Recommended external targets
----------------------------
.. raw:: html
Credit-card fraud detection
---------------------------
**Script:** ``examples_external/kaggle_credit_card_fraud.py``
**Expected data:** a CSV such as Kaggle's credit-card fraud dataset with a binary ``Class`` column.
**Why it fits robustcov:** fraud is rare, the feature distribution is non-Gaussian, and robust distances provide an interpretable score for ranking suspicious transactions.
**Recommended metric:** PR AUC first, then F1 at the chosen contamination threshold. ROC AUC can look deceptively high on very imbalanced fraud data.
.. code-block:: bash
python examples_external/kaggle_credit_card_fraud.py \
--data /path/to/creditcard.csv
IEEE-CIS transaction fraud
--------------------------
**Script:** ``examples_external/kaggle_ieee_cis_fraud.py``
**Expected data:** ``train_transaction.csv`` with ``isFraud`` and ``TransactionID`` columns.
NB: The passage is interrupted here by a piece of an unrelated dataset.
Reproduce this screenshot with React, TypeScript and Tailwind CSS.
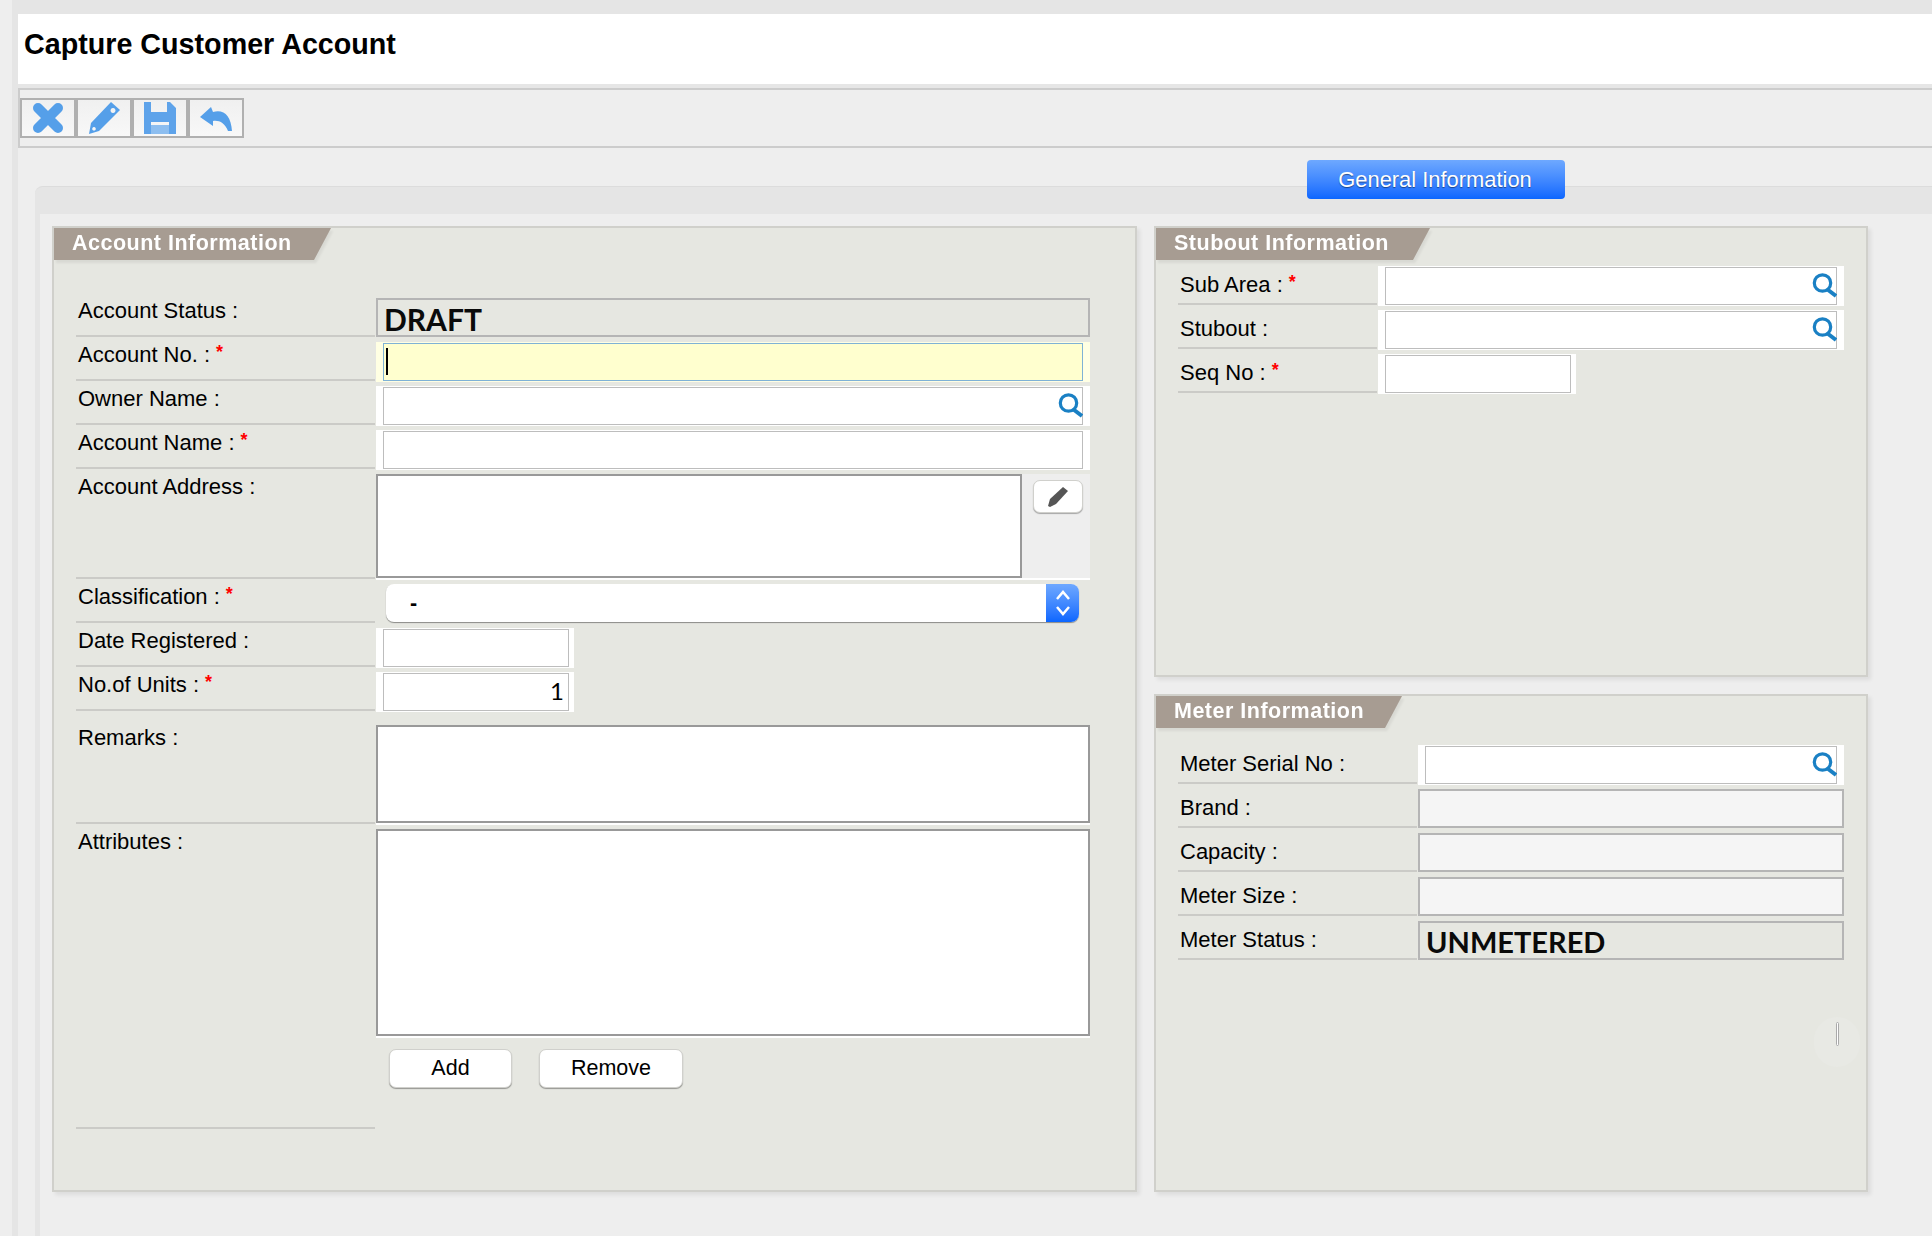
import React from 'react';

const SearchIcon = () => (
  <svg className="absolute right-0 top-[6px]" width="25" height="25" viewBox="0 0 25 25" fill="none" stroke="#1a80c4">
    <circle cx="10.5" cy="10" r="8.2" strokeWidth="3.2" />
    <path d="M15.5 16.5 L24 23" strokeWidth="4" />
  </svg>
);

const ToolButton: React.FC<{ children: React.ReactNode; w: string }> = ({ children, w }) => (
  <button className={`${w} h-full flex items-center justify-center border-2 border-[#b0b0b0] bg-gradient-to-b from-[#f0f0f0] to-[#f8f8f8]`}>
    {children}
  </button>
);

const Header: React.FC<{ title: string; w: string }> = ({ title, w }) => (
  <div className="drop-shadow-[2px_3px_1px_rgba(0,0,0,0.06)]">
    <div className={`${w} h-[32px] pl-[18px] bg-[#a79c92] [clip-path:polygon(0_0,100%_0,calc(100%_-_17px)_100%,0_100%)] text-white font-bold text-[21.5px] leading-[30px] tracking-[0.5px]`}>
      {title}
    </div>
  </div>
);

const Row: React.FC<{
  label: string;
  required?: boolean;
  labelW: string;
  h?: string;
  top?: string;
  children: React.ReactNode;
}> = ({ label, required, labelW, h = 'h-[40px]', top = 'pt-0', children }) => (
  <div className={`flex gap-px ${h}`}>
    <div className={`${labelW} shrink-0 mb-px ${top} pl-[2px] border-b-2 border-[#cbcbc7] text-[22px] leading-[25px] text-black`}>
      {label} :{required && <span className="relative -top-[4px] ml-[6px] text-[#f00] font-bold text-[18px]">*</span>}
    </div>
    {children}
  </div>
);

const TextField: React.FC<{ w: string; search?: boolean; value?: string; narrow?: boolean }> = ({ w, search, value, narrow }) => (
  <div className={`${w} h-full bg-white pl-[7px] ${narrow ? 'pr-[5px]' : 'pr-[7px]'} py-px`}>
    <div className="relative h-[38px]">
      <input
        readOnly
        value={value ?? ''}
        className="w-full h-full border border-[#bdbdbd] bg-white outline-none px-[4px] pb-[4px] text-right text-[24px] font-['Lato',sans-serif] text-black"
      />
      {search && <SearchIcon />}
    </div>
  </div>
);

const ReadonlyBox: React.FC<{ value?: string; fill?: string; w?: string; size?: string }> = ({
  value,
  fill = 'bg-[#f5f5f5]',
  w = 'w-[426px]',
  size = 'text-[30px]',
}) => (
  <div className={`${w} h-[39px] border-2 border-[#b5b5b5] ${fill} pl-[6px] font-['Lato',sans-serif] font-bold ${size} leading-[38px] text-[#0a0a0a]`}>
    {value}
  </div>
);

const AreaField: React.FC<{ w: string }> = ({ w }) => (
  <textarea readOnly className={`${w} block h-full resize-none border-2 border-[#999] bg-white outline-none`} />
);

const WhiteButton: React.FC<{ w: string; children: React.ReactNode }> = ({ w, children }) => (
  <button className={`${w} h-[39px] bg-white rounded-[7px] border border-[#d0d0cc] shadow-[0_1px_1px_rgba(0,0,0,0.35)] text-black`}>
    {children}
  </button>
);

const panel = 'bg-[#e6e7e1] border-2 border-[#d0d0cb] shadow-[3px_3px_4px_rgba(0,0,0,0.07)]';

export default function App() {
  return (
    <div className="w-[1932px] h-[1236px] overflow-hidden flex bg-[#eeeeee] font-['Liberation_Sans',Arial,sans-serif] text-[21.5px]">
      <div className="w-[12px] shrink-0" />
      <div className="flex-1 min-w-0 bg-[#e5e5e5] pt-[14px] pl-[6px]">
        <div className="h-full bg-[#eeeeee]">
          {/* title */}
          <div className="h-[70px] bg-white pt-[14px] pl-[6px] font-bold text-[28.7px] leading-[32px] text-black">
            Capture Customer Account
          </div>
          <div className="h-[4px] bg-[#e6e6e6]" />

          {/* toolbar */}
          <div className="h-[60px] border-y-2 border-[#cccccc] border-l-2 pt-[8px] bg-[#eeeeee]">
            <div className="h-[40px] flex">
              <ToolButton w="w-[56px]">
                <svg width="34" height="34" viewBox="0 0 34 34">
                  <path d="M7 7 L27 27 M27 7 L7 27" stroke="#559fe9" strokeWidth="10" fill="none" strokeLinecap="round" />
                </svg>
              </ToolButton>
              <ToolButton w="w-[56px]">
                <svg width="34" height="34" viewBox="0 0 34 34">
                  <path fillRule="evenodd" fill="#559fe9" d="M24 1 L33 9 L12 30 L2 33 L4 22 Z M26 7 a2.5 2.5 0 1 0 .01 0 Z M7 26 a1.8 1.8 0 1 0 .01 0 Z" />
                </svg>
              </ToolButton>
              <ToolButton w="w-[56px]">
                <svg width="34" height="34" viewBox="0 0 34 34">
                  <path fill="#5ea3ea" fillRule="evenodd" d="M1 1 H27 L33 7 V33 H1 Z M8 1 V11 H24 V1 Z M8 21 V33 H26 V21 Z" />
                  <rect x="8" y="24" width="18" height="9" fill="#8dbef0" />
                </svg>
              </ToolButton>
              <ToolButton w="w-[56px]">
                <svg width="34" height="34" viewBox="0 0 34 34">
                  <path fill="#559fe9" d="M1 16 L12 6 L14 11 C25 8 32 15 33 30 L29 30 C26 22 20 19 14 20 L14 25 Z" />
                </svg>
              </ToolButton>
            </div>
          </div>

          {/* tab strip and panels */}
          <div className="mt-[38px] ml-[17px] bg-[#e5e5e5] border-t border-[#dcdcdc] rounded-tl-[8px]">
            <div className="-mt-px">
              <button className="block relative -top-[26px] -mb-[11px] ml-[1272px] w-[258px] h-[39px] pr-[2px] pt-[2px] rounded-[4px] bg-gradient-to-b from-[#6ea8ff] to-[#0a66ff] text-[21.9px] text-white [text-shadow:0_1px_1px_rgba(0,0,0,0.45)]">
                General Information
              </button>
            </div>
            <div className="ml-[5px] bg-[#eeeeee] pt-[12px] pl-[12px] pb-[60px] flex gap-[17px]">
              {/* left */}
              <div className={`${panel} w-[1085px] h-[966px] px-[22px]`}>
                <div className="-ml-[22px]">
                  <Header title="Account Information" w="w-[277px]" />
                </div>
                <div className="mt-[38px] flex flex-col gap-[4px]">
                  <Row label="Account Status" labelW="w-[299px]">
                    <ReadonlyBox value="DRAFT" fill="bg-transparent" w="w-[714px]" />
                  </Row>
                  <Row label="Account No." required labelW="w-[299px]">
                    <div className="w-[714px] h-full bg-[#ffffe3] px-[7px] py-px">
                      <div className="h-[38px] border border-[#7fb2d6] bg-[#ffffcf] pl-[2px] pt-[4px]">
                        <div className="w-[2px] h-[27px] bg-black" />
                      </div>
                    </div>
                  </Row>
                  <Row label="Owner Name" labelW="w-[299px]">
                    <TextField w="w-[714px]" search />
                  </Row>
                  <Row label="Account Name" required labelW="w-[299px]">
                    <TextField w="w-[714px]" />
                  </Row>
                  <Row label="Account Address" labelW="w-[299px]" h="h-[106px]">
                    <div className="w-[714px] h-full flex border-b-2 border-white bg-[#eeeeee]">
                      <AreaField w="w-[646px]" />
                      <div className="pl-[11px] pt-[6px]">
                        <button className="w-[50px] h-[33px] flex items-center justify-center bg-white rounded-[7px] border border-[#d0d0cc] shadow-[0_1px_1px_rgba(0,0,0,0.3)]">
                          <svg width="22" height="22" viewBox="0 0 22 22">
                            <path fill="#555" d="M16 1 L21 5 L9 18 L3 21 L1 20 L3 13 Z" />
                          </svg>
                        </button>
                      </div>
                    </div>
                  </Row>
                  <Row label="Classification" required labelW="w-[299px]">
                    <div className="ml-[10px] w-[693px] h-[38px] flex bg-white rounded-[8px] overflow-hidden shadow-[0_1px_1px_rgba(0,0,0,0.4)]">
                      <div className="flex-1 pl-[24px] leading-[38px] text-black font-bold">-</div>
                      <div className="w-[33px] flex items-center justify-center bg-gradient-to-b from-[#6ea8ff] to-[#0a66ff]">
                        <svg width="18" height="30" viewBox="0 0 18 30" fill="none" stroke="white" strokeWidth="2.5">
                          <path d="M3 11 L9 4 L15 11 M3 19 L9 26 L15 19" />
                        </svg>
                      </div>
                    </div>
                  </Row>
                  <Row label="Date Registered" labelW="w-[299px]">
                    <TextField w="w-[198px]" narrow />
                  </Row>
                  <Row label="No.of Units" required labelW="w-[299px]">
                    <TextField w="w-[198px]" narrow value="1" />
                  </Row>
                  <div className="h-[5px]" />
                  <Row label="Remarks" labelW="w-[299px]" h="h-[100px]">
                    <div className="w-[714px] h-full border-b-2 border-white">
                      <AreaField w="w-full" />
                    </div>
                  </Row>
                  <Row label="Attributes" labelW="w-[299px]" h="h-[301px]">
                    <div className="w-[714px]">
                      <div className="h-[209px] border-b-2 border-white">
                        <AreaField w="w-full" />
                      </div>
                      <div className="mt-[11px] pl-[13px] flex gap-[27px]">
                        <WhiteButton w="w-[123px]">Add</WhiteButton>
                        <WhiteButton w="w-[144px]">Remove</WhiteButton>
                      </div>
                    </div>
                  </Row>
                </div>
              </div>

              {/* right */}
              <div className="w-[714px] flex flex-col gap-[17px]">
                <div className={`${panel} h-[451px] px-[22px]`}>
                  <div className="-ml-[22px]">
                    <Header title="Stubout Information" w="w-[274px]" />
                  </div>
                  <div className="mt-[6px] flex flex-col gap-[4px]">
                    <Row label="Sub Area" required labelW="w-[199px]" top="pt-[6px]">
                      <TextField w="w-[467px]" search />
                    </Row>
                    <Row label="Stubout" labelW="w-[199px]" top="pt-[6px]">
                      <TextField w="w-[467px]" search />
                    </Row>
                    <Row label="Seq No" required labelW="w-[199px]" top="pt-[6px]">
                      <TextField w="w-[198px]" narrow />
                    </Row>
                  </div>
                </div>

                <div className={`${panel} relative h-[498px] px-[22px]`}>
                  <div className="-ml-[22px]">
                    <Header title="Meter Information" w="w-[246px]" />
                  </div>
                  <div className="mt-[17px] flex flex-col gap-[4px]">
                    <Row label="Meter Serial No" labelW="w-[239px]" top="pt-[6px]">
                      <TextField w="w-[428px]" search />
                    </Row>
                    <Row label="Brand" labelW="w-[239px]" top="pt-[6px]">
                      <ReadonlyBox w="w-[428px]" />
                    </Row>
                    <Row label="Capacity" labelW="w-[239px]" top="pt-[6px]">
                      <ReadonlyBox w="w-[428px]" />
                    </Row>
                    <Row label="Meter Size" labelW="w-[239px]" top="pt-[6px]">
                      <ReadonlyBox w="w-[428px]" />
                    </Row>
                    <Row label="Meter Status" labelW="w-[239px]" top="pt-[6px]">
                      <ReadonlyBox value="UNMETERED" fill="bg-transparent" w="w-[428px]" size="text-[29px]" />
                    </Row>
                  </div>
                  {/* overlay scroll handle */}
                  <div className="absolute left-[658px] top-[321px] w-[46px] h-[50px] rounded-full bg-[#e8e9e4] flex justify-center pt-[5px]">
                    <div className="w-[3px] h-[24px] rounded-full bg-white border border-[#aaa]" />
                  </div>
                </div>
              </div>
            </div>
          </div>
        </div>
      </div>
    </div>
  );
}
**Why it fits robustcov:** robustcov is unlikely to replace a full supervised gradient-boosting competition pipeline, but it can provide fast unsupervised transaction scores, preprocessing filters, and interpretable anomaly profiles.
.. code-block:: bash
python examples_external/kaggle_ieee_cis_fraud.py \
--data /path/to/train_transaction.csv \
--max-rows 100000
Predictive maintenance
----------------------
**Script:** ``examples_external/kaggle_predictive_maintenance.py``
**Expected data:** a sensor or equipment table with a failure indicator such as ``Machine failure``, ``failure``, or ``target``.
**Why it fits robustcov:** faults often manifest as combinations of unusual sensor readings rather than one extreme variable. Robust covariance gives an interpretable multivariate score.
.. code-block:: bash
python examples_external/kaggle_predictive_maintenance.py \
--data /path/to/predictive_maintenance.csv
Medical tabular screening
-------------------------
**Script:** ``examples_external/kaggle_medical_screening.py``
**Expected data:** a diagnostic feature table with a label such as ``diagnosis``, ``target``, ``Class``, or ``outcome``.
**Why it fits robustcov:** robust scores can support exploratory screening and data-quality analysis. They should not be interpreted as clinical decisions.
.. code-block:: bash
python examples_external/kaggle_medical_screening.py \
--data /path/to/medical.csv \
--label-column diagnosis \
--positive-label malignant
Finance market stress and rolling regimes
-----------------------------------------
**Scripts:** ``examples_external/finance_market_stress.py`` and
``examples_external/finance_rolling_window_anomaly.py``
**Expected data:** price or return CSV with a date column and one column per
asset. This can come from Kaggle, Yahoo Finance exports, Bloomberg, Quandl, or
another provider.
.. code-block:: bash
python examples_external/finance_market_stress.py \
--prices /path/to/prices.csv \
--outdir results/external/finance_market_stress
python examples_external/finance_rolling_window_anomaly.py \
--prices /path/to/prices.csv \
--window 20 \
--step 5 \
--outdir results/external/finance_rolling_window
Collecting external results
---------------------------
After running several external examples, collect their ``metrics.csv`` files into
a compact registry:
.. code-block:: bash
python examples_external/collect_external_results.py \
--root results/external \
--outdir results/external_registry
This writes ``external_results.csv``, ``external_results.md``, and
``external_results.html``.
Notebook template
-----------------
A copyable Kaggle notebook template is included at:
.. code-block:: text
examples_external/notebooks/robustcov_kaggle_template.ipynb
Use the scripts when you want reproducible local runs. Use the notebook template when publishing a short Kaggle walkthrough.
What makes a good Kaggle notebook?
----------------------------------
A useful robustcov notebook should be short and evidence-driven:
* load data and define the target;
* compare robustcov with IsolationForest, LOF, and other familiar baselines;
* report PR AUC, F1, ROC AUC, and runtime;
* show score distributions or robust-distance profiles;
* explain where robustcov is competitive and where supervised models are still better.